Bar owner’s lawsuit against Warren officials dismissed
YOUNGSTOWN
A federal judge has dismissed without a trial a $2.5 million lawsuit filed against the city of Warren, its city council and three of its councilmen by the owner of a bar that closed and lost its liquor license after a shooting outside the bar accidentally injured a sleeping neighbor.
Linda Gadd of Bazetta Township, owner of the Olympic Inn on Parkman Road Northwest, Warren, filed the suit in August 2013, naming Councilmen Bob Dean, Eddie Colbert and Vincent Flask as defendants and alleging her bar was defamed and she was denied due process of law in the events that led to the state’s nonrenewal of her liquor license.
In dismissing the suit last week, U.S. District Court Judge Benita Y. Pearson rejected the defamation claim, saying Gadd was unable to identify any false statements the defendants made about her bar.
The judge also ruled that Gadd failed to show that the defendants denied her due process before she lost her liquor license.
City council voted unanimously to object to the liquor-license renewal after a stray bullet fired outside the bar hit and injured 46-year-old Pamela Dial in an adjacent house.
“The decision to object to the renewal of the Olympic Inn’s liquor license was a lawful exercise of council’s legislative authority,” Judge Pearson ruled.
After the Aug. 4, 2012, shooting, Gadd voluntarily closed the bar.

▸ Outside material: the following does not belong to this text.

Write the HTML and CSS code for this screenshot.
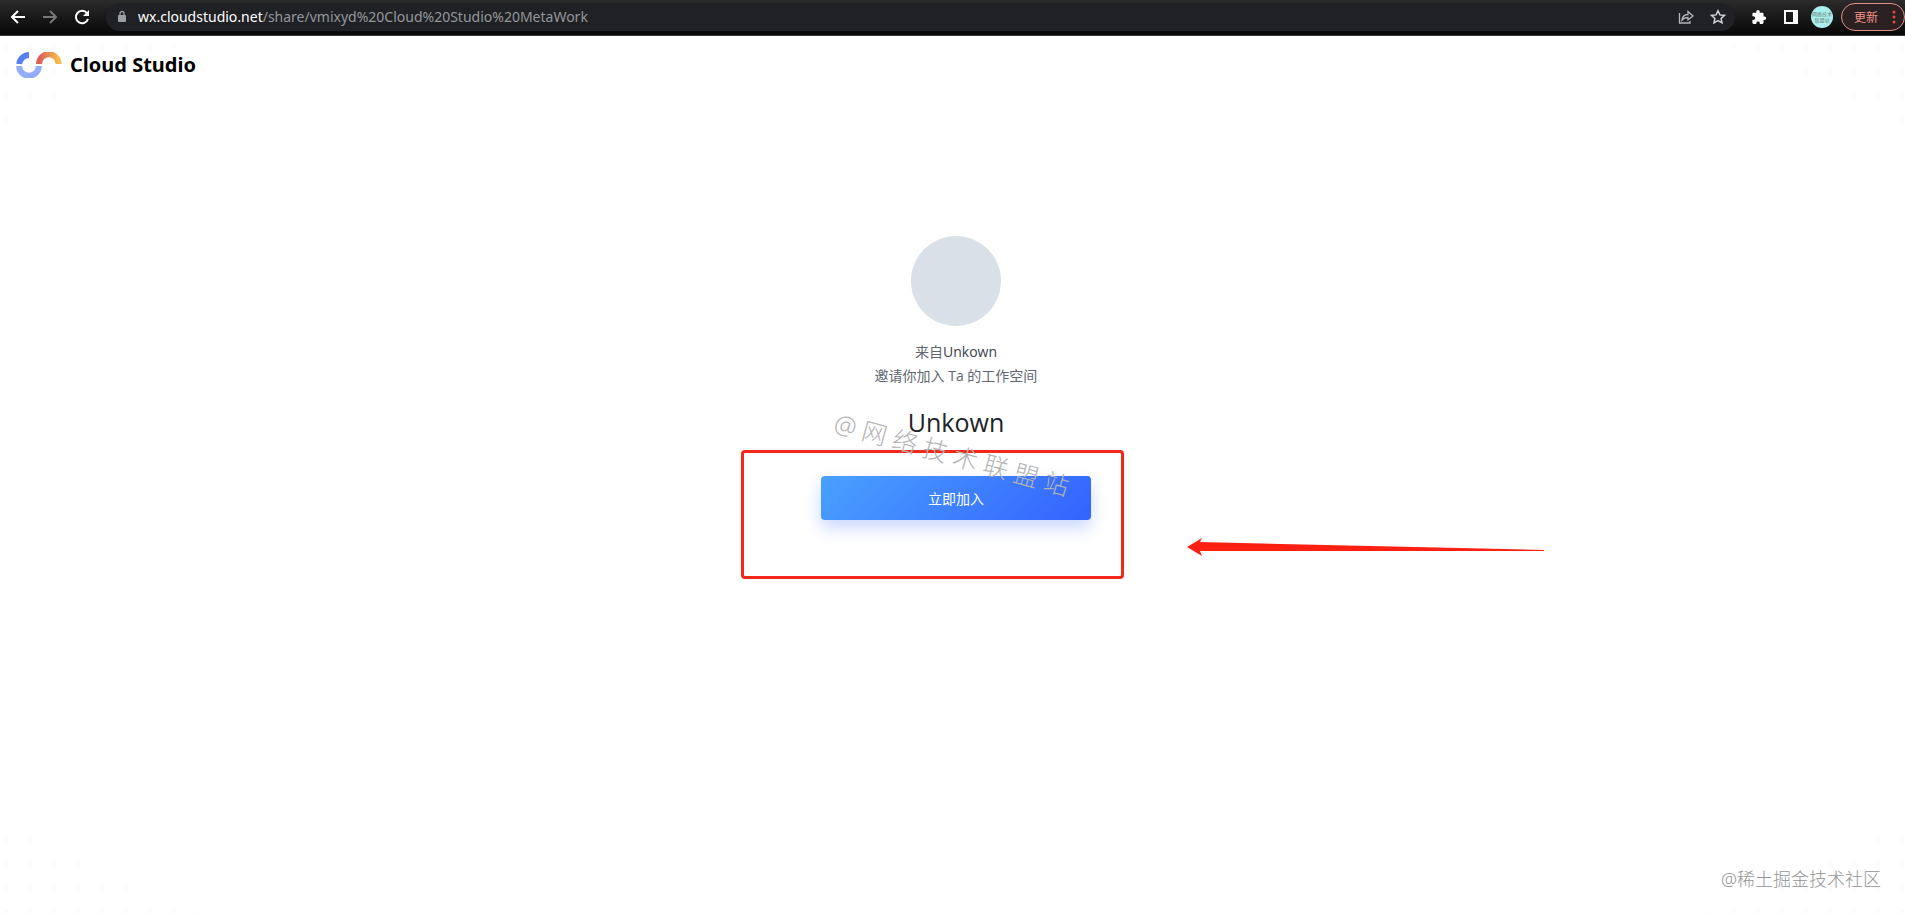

The state’s nonrenewal of the tavern’s liquor license was upheld by Franklin County Common Pleas Court.
The shooter, Antonio M. Price, 28, of Arthur Drive Northwest, was sentenced to 14 years in prison.
After Price got into a fight with a bar patron and left the bar, someone shot at him while he was in the bar parking lot.
Price then began shooting in various directions in an effort to scare off his assailant, accidentally injuring Dial.
Warren police reported they were called 27 times to the Olympic Inn during the first seven months of 2012 to break up fights and investigate reports of gunshots heard nearby.